SULTENG SETARA. Provinsi Sulawesi Tengah, memiliki potensi luar biasa untuk menjadi wilayah yang sejahtera dan setara. Potensi inilah yang menjadi dasar pemikiran buku SULTENG SETARA: Konsep dan Pemikiran Ahmad Ali Membangun Negeri, yang ditulis oleh Suparman dan Ahmad Ali.

Buku setebal 303 halaman ini, baru saja diterima oleh Kaidah.id, menjadi salah satu karya yang menarik perhatian, karena gagasan segar yang ditawarkan Suparman dan Ahmad Ali.

Dalam buku ini, Suparman dan Ahmad Ali secara lugas mengulas betapa besar kekayaan sumber daya alam yang dimiliki Sulawesi Tengah. Mulai dari tambang mineral, pertanian, perkebunan, perikanan, hingga sektor pariwisata, semuanya menawarkan peluang besar untuk meningkatkan kesejahteraan masyarakat.

Namun, penulis menekankan, kekayaan ini harus dikelola dengan perencanaan pembangunan yang inklusif dan berkelanjutan.

Salah satu fokus utama buku ini, adalah pentingnya distribusi manfaat yang adil dan merata.
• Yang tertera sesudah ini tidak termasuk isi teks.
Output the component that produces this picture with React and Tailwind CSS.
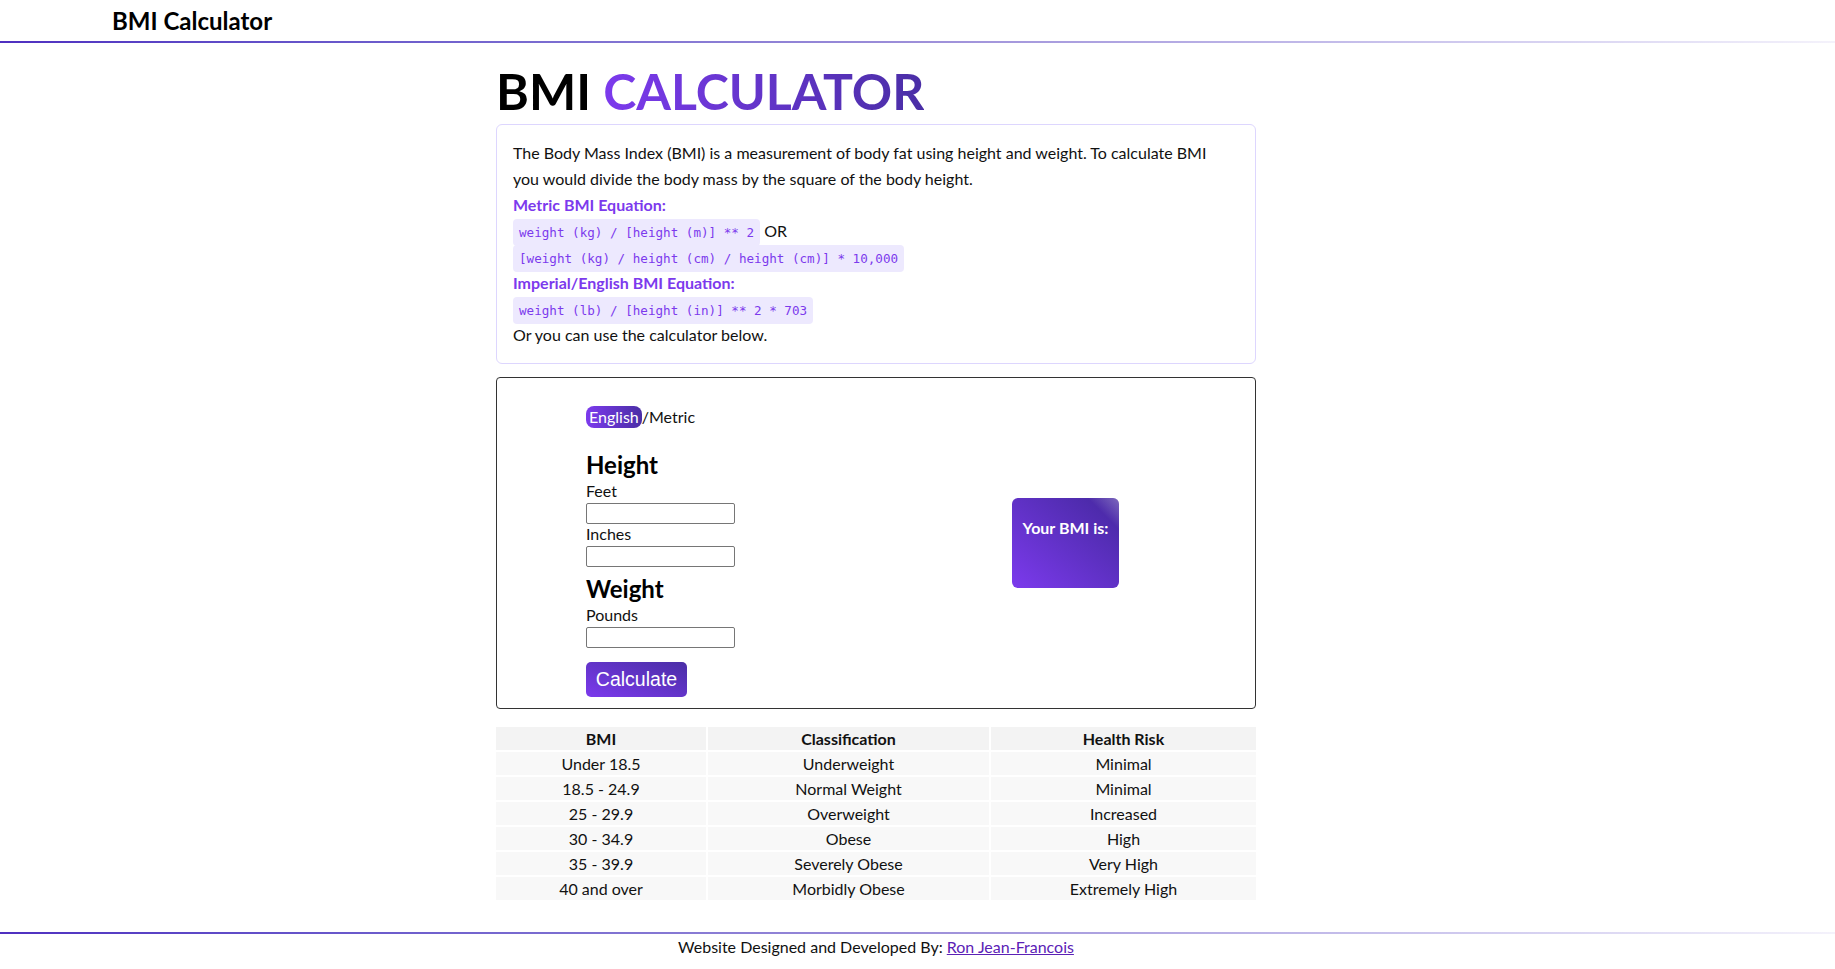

Penulis menggarisbawahi, peningkatan taraf hidup masyarakat, tidak bisa dicapai tanpa memperhatikan akses yang setara terhadap pendidikan, kesehatan, dan peluang ekonomi.

Semua individu, menurut penulis, harus diberikan kesempatan yang sama untuk berkembang dan berkontribusi bagi kemajuan daerah.

Dengan prinsip kesetaraan sebagai landasan, buku ini juga menawarkan pandangan tentang bagaimana harmoni sosial yang kokoh dapat tercipta.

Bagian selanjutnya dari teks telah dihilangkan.